I had some part in the thinking behind the Calman Commission but I always thought it was too “Grandee” a project, particularly after Wendy’s fall detached it significantly from those practising day to day politics in Scotland. It nonetheless is a well argued document. If you wish to exist within one nation state (Calman’s essential premise) then its constituent parts must have a modus vivendi and that has to be on some basis other than trying to fight each other for competitive advantage. If, on the other hand, you want to make devolution meaningful, then it requires not just to be about how money is spent but also about how it is raised. And not just year to year. Calman makes a fair stab at coming up with a solution.
But the SNP didn’t win in May, or Labour lose, because people were unhappy with the current devolution settlement. They won, and we lost, because their people were perceived as competent to govern Scotland, and our’s, correctly, weren’t. Because they were perceived to have some idea where they were going, and we, correctly, weren’t. Because while they might have few ideas other than independence, we were perceived, correctly, to have no ideas at all.
But the SNP’s Achilles heel lies in that last sentence. The Government programme published this past week is, bluntly, boring. The SNP is a coalition held together by a common belief in Independence. But real politics is about choice and that choice is measured on a left/right spectrum. Across the world, the Left is for higher taxes and collective provision while the Right for lower taxes and individual initiative. The Left is for personal liberty while the Right is for the maintenance of order; the Left stands for the essential goodness of creation while the Right persists with original sin.
But to hold their coalition together, the SNP can’t address these universal choices. So the only solution is to choose to do nothing at all.
As a result, Scotland will stand still for the next three years. Nothing wrong with that if we were already a happy and contented Nation. But we’re not. Our health statistics are appalling; our proud education tradition is being bypassed by the rest of Europe; we are developing a permanent underclass and such indigenous industry as we have left has neither support nor even a clear future.
What has the Government programme to say about any of this? Nothing at all, except that we might save a bit of money by having a National Police Service. An initiative so exciting that it was in the Scottish Labour Manifesto.
Now there are lessons about opposition and the first is that you are the opposition. You can’t legislate for anything. But there is also a danger about opposition. Not just that you fall into the trap of opposing measures that are patently sensible (because “that’s your job”) but also because it frees you from the responsibility of saying what you would do yourselves.
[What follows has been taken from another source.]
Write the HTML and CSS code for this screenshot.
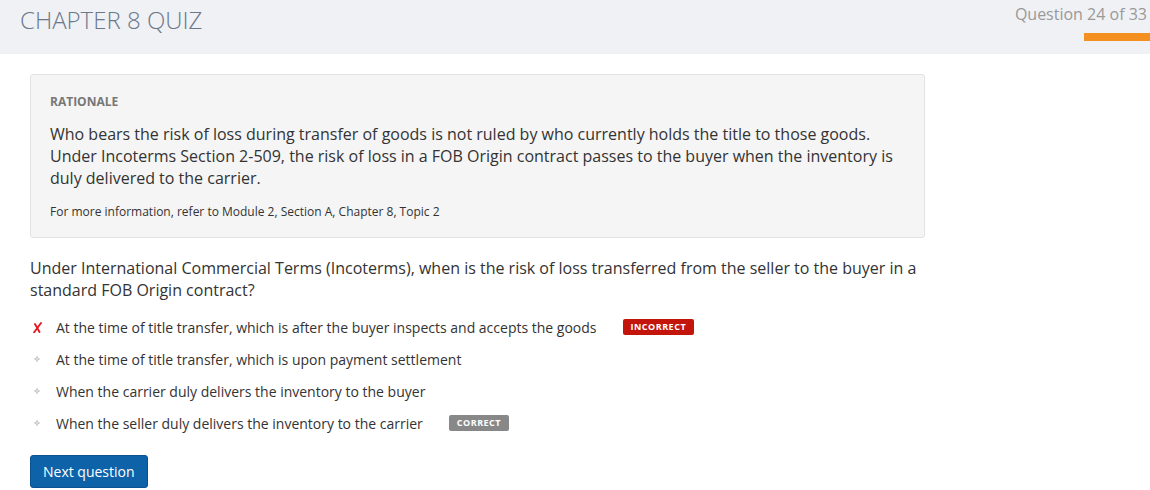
FILE: index.html
```html
<!DOCTYPE html>
<html>
<head>
<meta charset="utf-8">
<link rel="stylesheet" href="styles.css">
</head>
<body>
<header class="top">
  <h1 class="title">CHAPTER 8 QUIZ</h1>
  <div class="progress">
    <div class="count">Question 24 of 33</div>
    <div class="bar"></div>
  </div>
</header>
<main class="content">
  <section class="rationale">
    <div class="label">RATIONALE</div>
    <p class="explain">Who bears the risk of loss during transfer of goods is not ruled by who currently holds the title to those goods. Under Incoterms Section 2-509, the risk of loss in a FOB Origin contract passes to the buyer when the inventory is duly delivered to the carrier.</p>
    <p class="ref">For more information, refer to Module 2, Section A, Chapter 8, Topic 2</p>
  </section>
  <p class="question">Under International Commercial Terms (Incoterms), when is the risk of loss transferred from the seller to the buyer in a standard FOB Origin contract?</p>
  <ul class="answers">
    <li class="answer">
      <span class="mark"><svg width="9" height="11" viewBox="0 0 9 11"><path d="M2 2 L6.5 10 M8 1 L1 10.5" stroke="#e8141c" stroke-width="1.8" stroke-linecap="round" fill="none"/></svg></span>
      <span class="text">At the time of title transfer, which is after the buyer inspects and accepts the goods</span>
      <span class="badge bad">INCORRECT</span>
    </li>
    <li class="answer">
      <span class="mark"><svg width="8" height="8" viewBox="0 0 8 8"><path d="M4 0.5 L5 3 L7.5 4 L5 5 L4 7.5 L3 5 L0.5 4 L3 3 Z" fill="#bbb"/><circle cx="4" cy="4" r="0.9" fill="#eee"/></svg></span>
      <span class="text">At the time of title transfer, which is upon payment settlement</span>
    </li>
    <li class="answer">
      <span class="mark"><svg width="8" height="8" viewBox="0 0 8 8"><path d="M4 0.5 L5 3 L7.5 4 L5 5 L4 7.5 L3 5 L0.5 4 L3 3 Z" fill="#bbb"/><circle cx="4" cy="4" r="0.9" fill="#eee"/></svg></span>
      <span class="text">When the carrier duly delivers the inventory to the buyer</span>
    </li>
    <li class="answer">
      <span class="mark"><svg width="8" height="8" viewBox="0 0 8 8"><path d="M4 0.5 L5 3 L7.5 4 L5 5 L4 7.5 L3 5 L0.5 4 L3 3 Z" fill="#bbb"/><circle cx="4" cy="4" r="0.9" fill="#eee"/></svg></span>
      <span class="text">When the seller duly delivers the inventory to the carrier</span>
      <span class="badge good">CORRECT</span>
    </li>
  </ul>
  <button class="next">Next question</button>
</main>
</body>
</html>
```

FILE: styles.css
```css
* { box-sizing: border-box; }
body {
  margin: 0;
  font-family: "Open Sans", "Liberation Sans", sans-serif;
  color: #333;
  background: #fff;
}
.top {
  height: 54px;
  background: #f0f1f5;
  display: flex;
  justify-content: space-between;
  align-items: flex-start;
}
.title {
  margin: 5px 0 0 20px;
  font-size: 24px;
  font-weight: 300;
  color: #6b7889;
  line-height: 30px;
}
.progress {
  display: flex;
  flex-direction: column;
  align-items: flex-end;
  padding-top: 3px;
}
.count {
  font-size: 16px;
  color: #999;
  line-height: 22px;
  padding-right: 3px;
}
.bar {
  margin-top: 8px;
  width: 66px;
  height: 8px;
  background: #f3901f;
}
.content {
  margin-left: 30px;
  width: 895px;
  padding-top: 20px;
}
.rationale {
  background: #f5f5f5;
  border: 1px solid #e3e3e3;
  border-radius: 3px;
  padding: 19px 19px 17px;
}
.label {
  font-size: 12px;
  font-weight: 700;
  color: #777;
  line-height: 16px;
}
.explain {
  margin: 13px 0 0;
  font-size: 16px;
  line-height: 22px;
  color: #333;
}
.ref {
  margin: 14px 0 0;
  font-size: 12px;
  line-height: 17px;
  color: #333;
}
.question {
  margin: 19px 0 0;
  font-size: 16px;
  line-height: 22px;
  color: #333;
}
.answers {
  list-style: none;
  margin: 15px 0 0;
  padding: 0;
  display: flex;
  flex-direction: column;
  gap: 10px;
}
.answer {
  display: flex;
  align-items: center;
  height: 22px;
  font-size: 14px;
}
.mark {
  width: 26px;
  display: flex;
  justify-content: flex-start;
  padding-left: 3px;
}
.text {
  color: #333;
}
.badge {
  margin-left: 26px;
  font-size: 9px;
  font-weight: 700;
  letter-spacing: 0.5px;
  color: #fff;
  height: 16px;
  line-height: 16px;
  padding: 0 8px;
  border-radius: 2px;
}
.bad { background: #c4150c; }
.good { background: #888; }
.next {
  margin-top: 21px;
  height: 33px;
  padding: 0 12px;
  font-family: "Open Sans", "Liberation Sans", sans-serif;
  font-size: 14px;
  color: #fff;
  background: #0d62a8;
  border: 1px solid #0a5290;
  border-radius: 3px;
}
```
With the exception of no-one (my own candidate Tom Harris not excluded) no potential candidate for the Labour leadership has had anything to say about the platform on which we should have fought the last election, let alone the programme on which we should fight the next one. It has, so far, been about how the winner might reform and then run the Labour Party.
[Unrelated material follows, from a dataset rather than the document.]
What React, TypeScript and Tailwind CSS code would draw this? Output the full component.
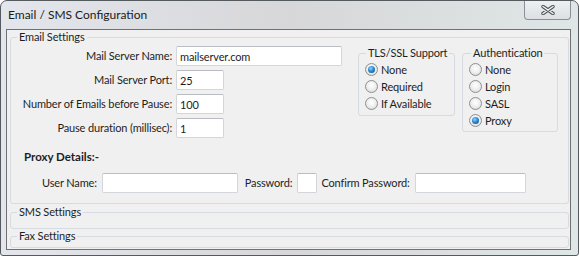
import React from 'react'

const Radio: React.FC<{ label: string; checked?: boolean }> = ({ label, checked }) => (
  <div className="flex h-[17px] items-center gap-[3px] whitespace-nowrap">
    <span className="flex h-[13px] w-[13px] shrink-0 items-center justify-center rounded-full border border-[#8e8f8f] bg-[radial-gradient(circle_at_50%_40%,#ffffff_0%,#f0f0f0_45%,#d4d4d4_100%)]">
      {checked && (
        <span className="h-[7px] w-[7px] rounded-full bg-[radial-gradient(circle_at_40%_35%,#8fd3ff_0%,#2b8ad2_45%,#0d3f78_100%)]" />
      )}
    </span>
    <span>{label}</span>
  </div>
)

const Field: React.FC<{ value?: string; className?: string }> = ({ value = '', className = '' }) => (
  <input
    readOnly
    defaultValue={value}
    className={`h-[20px] rounded-[2px] border border-[#d3d6da] border-t-[#b9bcc1] bg-white px-[3px] text-[11px] text-[#1e1e1e] outline-none ${className}`}
  />
)

const App: React.FC = () => {
  return (
    <div className="h-[256px] w-[579px] bg-white font-['Lato','Noto_Sans',sans-serif] text-[11px] leading-[14px] tracking-[-0.15px] text-[#1e1e1e]">
      <div className="flex h-full flex-col rounded-t-[7px] rounded-b-[3px] border border-[#555a5f] bg-linear-to-r from-[#e3e6ec] via-[#d7d7d9] to-[#dfe6e6]">
        {/* title bar */}
        <div className="flex h-[28px] shrink-0 items-start justify-between">
          <span className="ml-[7px] mt-[6px] text-[12px] leading-[16px] tracking-normal text-[#1a1a1a]">Email / SMS Configuration</span>
          <div className="mr-[7px] flex h-[19px] w-[47px] items-center justify-center rounded-b-[4px] border border-t-0 border-[#8c8f93] bg-linear-to-b from-[#eef0f2] to-[#dcdfe3]">
            <svg width="14" height="10" viewBox="0 0 14 10">
              <path d="M2 1.5 L12 8.5 M12 1.5 L2 8.5" stroke="#4f5357" strokeWidth="3.4" strokeLinecap="round" />
              <path d="M2 1.5 L12 8.5 M12 1.5 L2 8.5" stroke="#f3f4f5" strokeWidth="1.5" strokeLinecap="round" />
            </svg>
          </div>
        </div>

        {/* client area */}
        <div className="mb-[5px] ml-[5px] mr-[7px] flex flex-1 flex-col border border-[#707070] bg-[#f0f0f0] pl-[3px] pr-[1px]">
          <fieldset className="rounded-[3px] border border-[#d5dbe0] pb-[10px]">
            <legend className="ml-[6px] px-[2px] leading-[14px]">Email Settings</legend>
            <div className="flex items-start pt-[2px]">
              <div className="grid w-[331px] grid-cols-[161px_166px] items-center gap-x-[4px] gap-y-[4px] whitespace-nowrap">
                <span className="text-right">Mail Server Name:</span>
                <Field value="mailserver.com" className="w-[166px]" />
                <span className="text-right">Mail Server Port:</span>
                <Field value="25" className="w-[48px]" />
                <span className="text-right">Number of Emails before Pause:</span>
                <Field value="100" className="w-[48px]" />
                <span className="text-right">Pause duration (millisec):</span>
                <Field value="1" className="w-[48px]" />
              </div>

              <fieldset className="ml-[16px] w-[97px] rounded-[3px] border border-[#d5dbe0] pb-[3px] pl-[6px]">
                <legend className="ml-[1px] whitespace-nowrap px-[2px] leading-[14px]">TLS/SSL Support</legend>
                <div className="pt-[1px]">
                  <Radio label="None" checked />
                  <Radio label="Required" />
                  <Radio label="If Available" />
                </div>
              </fieldset>

              <fieldset className="ml-[7px] w-[96px] rounded-[3px] border border-[#d5dbe0] pb-[2px] pl-[6px]">
                <legend className="ml-[2px] whitespace-nowrap px-[2px] leading-[14px]">Authentication</legend>
                <div className="pt-[1px]">
                  <Radio label="None" />
                  <Radio label="Login" />
                  <Radio label="SASL" />
                  <Radio label="Proxy" checked />
                </div>
              </fieldset>
            </div>

            <div className="mt-[12px] pl-[13px] text-[11.5px] font-bold tracking-normal">Proxy Details:-</div>

            <div className="mt-[9px] flex items-center whitespace-nowrap pl-[31px]">
              <span>User Name:</span>
              <Field className="ml-[5px] w-[136px]" />
              <span className="ml-[7px]">Password:</span>
              <Field className="ml-[5px] w-[20px]" />
              <span className="ml-[4px]">Confirm Password:</span>
              <Field className="ml-[5px] w-[111px]" />
            </div>
          </fieldset>

          <fieldset className="mt-[1px] rounded-[3px] border border-[#d5dbe0] pb-[9px]">
            <legend className="ml-[6px] px-[2px] leading-[14px]">SMS Settings</legend>
          </fieldset>

          <fieldset className="rounded-[3px] border border-[#d5dbe0] pb-[4px]">
            <legend className="ml-[6px] px-[2px] leading-[14px]">Fax Settings</legend>
          </fieldset>
        </div>
      </div>
    </div>
  )
}

export default App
And, for what its worth, the same might as easily be said about the Tories and their own contest.
Scotland needs change. And bluntly one of the major obstacles to that change has been the Labour Party itself.
So, c’mon Tom. Let’s have a bit of New Labour thinking about Scottish public services; or institutional poverty; or chronic ill health. I reserve the right to denounce your ideas but I promise an alternative proposal. I hold out no hope of any ideas of any sort from any of the other potential candidates.